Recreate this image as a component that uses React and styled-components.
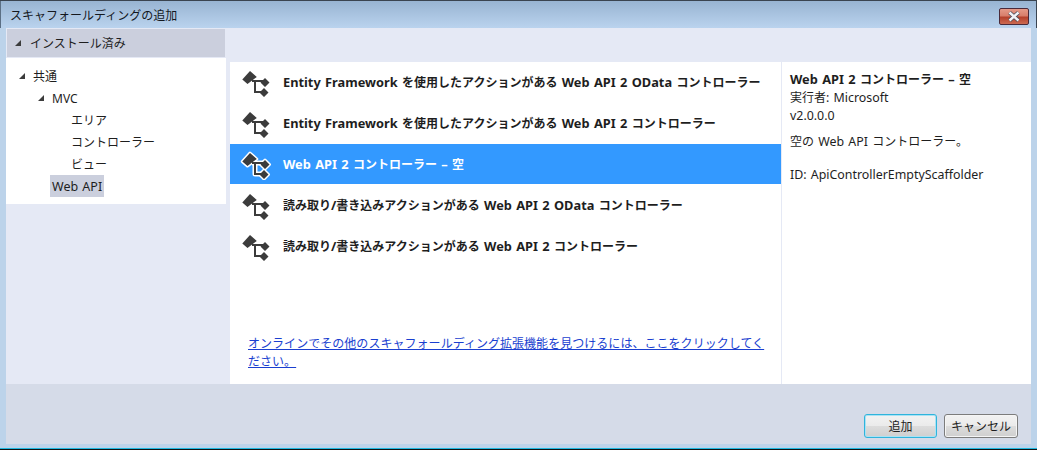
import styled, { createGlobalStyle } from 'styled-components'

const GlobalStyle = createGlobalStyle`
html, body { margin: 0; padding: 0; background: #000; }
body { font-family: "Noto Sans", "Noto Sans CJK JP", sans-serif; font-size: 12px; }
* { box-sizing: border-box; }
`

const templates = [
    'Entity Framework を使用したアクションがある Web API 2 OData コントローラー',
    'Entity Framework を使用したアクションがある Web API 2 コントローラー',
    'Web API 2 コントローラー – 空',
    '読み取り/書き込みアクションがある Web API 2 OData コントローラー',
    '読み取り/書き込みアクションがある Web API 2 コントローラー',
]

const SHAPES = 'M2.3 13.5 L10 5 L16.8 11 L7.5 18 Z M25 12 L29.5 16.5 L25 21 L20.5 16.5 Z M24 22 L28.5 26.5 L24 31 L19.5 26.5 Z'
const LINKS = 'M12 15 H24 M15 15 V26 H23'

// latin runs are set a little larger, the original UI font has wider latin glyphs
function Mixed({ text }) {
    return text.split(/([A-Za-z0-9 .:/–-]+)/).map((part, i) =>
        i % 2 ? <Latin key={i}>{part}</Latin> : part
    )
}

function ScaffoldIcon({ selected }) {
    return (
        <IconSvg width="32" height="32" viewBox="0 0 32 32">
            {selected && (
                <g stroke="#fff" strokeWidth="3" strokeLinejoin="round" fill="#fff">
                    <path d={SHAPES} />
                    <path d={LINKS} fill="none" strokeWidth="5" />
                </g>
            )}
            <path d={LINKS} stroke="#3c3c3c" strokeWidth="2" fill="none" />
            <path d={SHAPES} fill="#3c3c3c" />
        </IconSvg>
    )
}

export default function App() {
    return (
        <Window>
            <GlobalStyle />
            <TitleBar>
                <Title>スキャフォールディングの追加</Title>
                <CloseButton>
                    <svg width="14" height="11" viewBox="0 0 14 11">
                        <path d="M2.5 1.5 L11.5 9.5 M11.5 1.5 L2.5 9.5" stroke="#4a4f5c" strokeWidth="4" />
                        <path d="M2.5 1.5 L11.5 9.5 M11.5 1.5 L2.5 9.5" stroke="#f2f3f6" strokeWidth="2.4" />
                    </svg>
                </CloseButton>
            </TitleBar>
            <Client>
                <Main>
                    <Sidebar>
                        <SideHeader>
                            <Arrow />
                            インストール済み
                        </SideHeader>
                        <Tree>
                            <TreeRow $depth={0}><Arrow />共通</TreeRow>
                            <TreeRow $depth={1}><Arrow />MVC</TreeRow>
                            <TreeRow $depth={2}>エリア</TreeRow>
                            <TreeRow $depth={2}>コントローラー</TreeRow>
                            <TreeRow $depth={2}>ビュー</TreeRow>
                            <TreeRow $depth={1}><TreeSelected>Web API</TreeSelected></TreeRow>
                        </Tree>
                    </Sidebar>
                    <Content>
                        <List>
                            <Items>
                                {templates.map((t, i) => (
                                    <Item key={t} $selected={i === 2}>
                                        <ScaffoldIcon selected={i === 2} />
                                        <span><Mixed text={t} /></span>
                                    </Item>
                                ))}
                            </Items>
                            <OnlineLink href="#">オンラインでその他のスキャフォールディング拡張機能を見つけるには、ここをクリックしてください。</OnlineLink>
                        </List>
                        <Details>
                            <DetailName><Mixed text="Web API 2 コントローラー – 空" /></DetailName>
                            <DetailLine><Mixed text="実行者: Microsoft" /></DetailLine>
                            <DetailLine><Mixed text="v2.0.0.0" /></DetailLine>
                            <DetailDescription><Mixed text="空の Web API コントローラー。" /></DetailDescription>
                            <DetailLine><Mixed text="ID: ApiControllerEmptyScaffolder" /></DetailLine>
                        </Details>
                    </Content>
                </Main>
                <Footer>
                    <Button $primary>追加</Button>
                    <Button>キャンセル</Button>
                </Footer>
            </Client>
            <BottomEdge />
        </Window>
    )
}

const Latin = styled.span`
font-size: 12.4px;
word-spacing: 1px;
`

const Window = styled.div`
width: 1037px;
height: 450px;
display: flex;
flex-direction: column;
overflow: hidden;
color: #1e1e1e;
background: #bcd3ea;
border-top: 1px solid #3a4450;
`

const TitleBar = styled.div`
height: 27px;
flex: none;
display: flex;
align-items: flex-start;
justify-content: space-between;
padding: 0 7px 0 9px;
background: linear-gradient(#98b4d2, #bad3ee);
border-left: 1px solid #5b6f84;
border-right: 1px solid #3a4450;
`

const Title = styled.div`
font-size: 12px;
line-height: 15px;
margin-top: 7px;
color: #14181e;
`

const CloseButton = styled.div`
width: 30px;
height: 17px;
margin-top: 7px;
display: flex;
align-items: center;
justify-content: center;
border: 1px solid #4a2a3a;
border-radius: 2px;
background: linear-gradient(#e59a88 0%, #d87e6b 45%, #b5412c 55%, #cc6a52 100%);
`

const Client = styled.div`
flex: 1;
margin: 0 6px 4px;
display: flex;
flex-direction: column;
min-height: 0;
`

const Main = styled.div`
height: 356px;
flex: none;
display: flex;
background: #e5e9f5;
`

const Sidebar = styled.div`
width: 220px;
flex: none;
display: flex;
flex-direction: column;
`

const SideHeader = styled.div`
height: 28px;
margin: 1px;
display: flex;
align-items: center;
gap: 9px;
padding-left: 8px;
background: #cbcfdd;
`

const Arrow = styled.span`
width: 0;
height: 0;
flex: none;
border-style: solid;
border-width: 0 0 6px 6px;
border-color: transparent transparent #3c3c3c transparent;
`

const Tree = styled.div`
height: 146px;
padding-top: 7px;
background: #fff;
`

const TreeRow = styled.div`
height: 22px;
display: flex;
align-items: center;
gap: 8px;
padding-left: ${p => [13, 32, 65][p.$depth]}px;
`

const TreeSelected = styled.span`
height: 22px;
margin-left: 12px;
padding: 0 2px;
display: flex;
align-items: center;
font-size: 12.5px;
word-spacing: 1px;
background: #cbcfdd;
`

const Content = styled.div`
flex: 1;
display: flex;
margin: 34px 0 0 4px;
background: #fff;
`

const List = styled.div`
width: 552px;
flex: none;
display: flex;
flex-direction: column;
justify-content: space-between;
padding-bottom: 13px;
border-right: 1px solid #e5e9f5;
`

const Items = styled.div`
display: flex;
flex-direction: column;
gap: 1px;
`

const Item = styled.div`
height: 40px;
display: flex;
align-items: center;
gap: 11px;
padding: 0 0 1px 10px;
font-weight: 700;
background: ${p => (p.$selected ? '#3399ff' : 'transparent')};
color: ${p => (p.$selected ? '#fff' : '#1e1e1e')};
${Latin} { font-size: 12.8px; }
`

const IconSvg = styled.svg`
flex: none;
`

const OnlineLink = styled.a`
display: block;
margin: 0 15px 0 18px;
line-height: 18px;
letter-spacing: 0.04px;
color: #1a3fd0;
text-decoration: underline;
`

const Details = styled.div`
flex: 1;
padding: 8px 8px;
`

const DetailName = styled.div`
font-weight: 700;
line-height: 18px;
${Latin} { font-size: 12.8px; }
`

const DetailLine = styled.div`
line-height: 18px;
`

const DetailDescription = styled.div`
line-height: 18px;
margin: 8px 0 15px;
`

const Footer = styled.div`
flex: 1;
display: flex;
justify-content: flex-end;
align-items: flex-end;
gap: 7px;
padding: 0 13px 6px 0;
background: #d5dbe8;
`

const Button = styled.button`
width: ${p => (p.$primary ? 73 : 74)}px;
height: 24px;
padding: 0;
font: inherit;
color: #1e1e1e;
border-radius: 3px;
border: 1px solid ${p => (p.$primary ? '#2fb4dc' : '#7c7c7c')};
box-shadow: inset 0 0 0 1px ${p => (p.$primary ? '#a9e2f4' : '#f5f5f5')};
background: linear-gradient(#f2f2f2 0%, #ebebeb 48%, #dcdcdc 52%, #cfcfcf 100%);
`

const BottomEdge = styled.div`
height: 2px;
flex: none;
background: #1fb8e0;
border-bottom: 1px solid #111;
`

Task details: Make an exact copy of the lines from the top of the material through the line with "const LINKS = 'M12 15 H24 M15 15 V26 H23'", pictures excluded.

Task answer:
Recreate this image as a component that uses React and styled-components.
import styled, { createGlobalStyle } from 'styled-components'

const GlobalStyle = createGlobalStyle`
html, body { margin: 0; padding: 0; background: #000; }
body { font-family: "Noto Sans", "Noto Sans CJK JP", sans-serif; font-size: 12px; }
* { box-sizing: border-box; }
`

const templates = [
    'Entity Framework を使用したアクションがある Web API 2 OData コントローラー',
    'Entity Framework を使用したアクションがある Web API 2 コントローラー',
    'Web API 2 コントローラー – 空',
    '読み取り/書き込みアクションがある Web API 2 OData コントローラー',
    '読み取り/書き込みアクションがある Web API 2 コントローラー',
]

const SHAPES = 'M2.3 13.5 L10 5 L16.8 11 L7.5 18 Z M25 12 L29.5 16.5 L25 21 L20.5 16.5 Z M24 22 L28.5 26.5 L24 31 L19.5 26.5 Z'
const LINKS = 'M12 15 H24 M15 15 V26 H23'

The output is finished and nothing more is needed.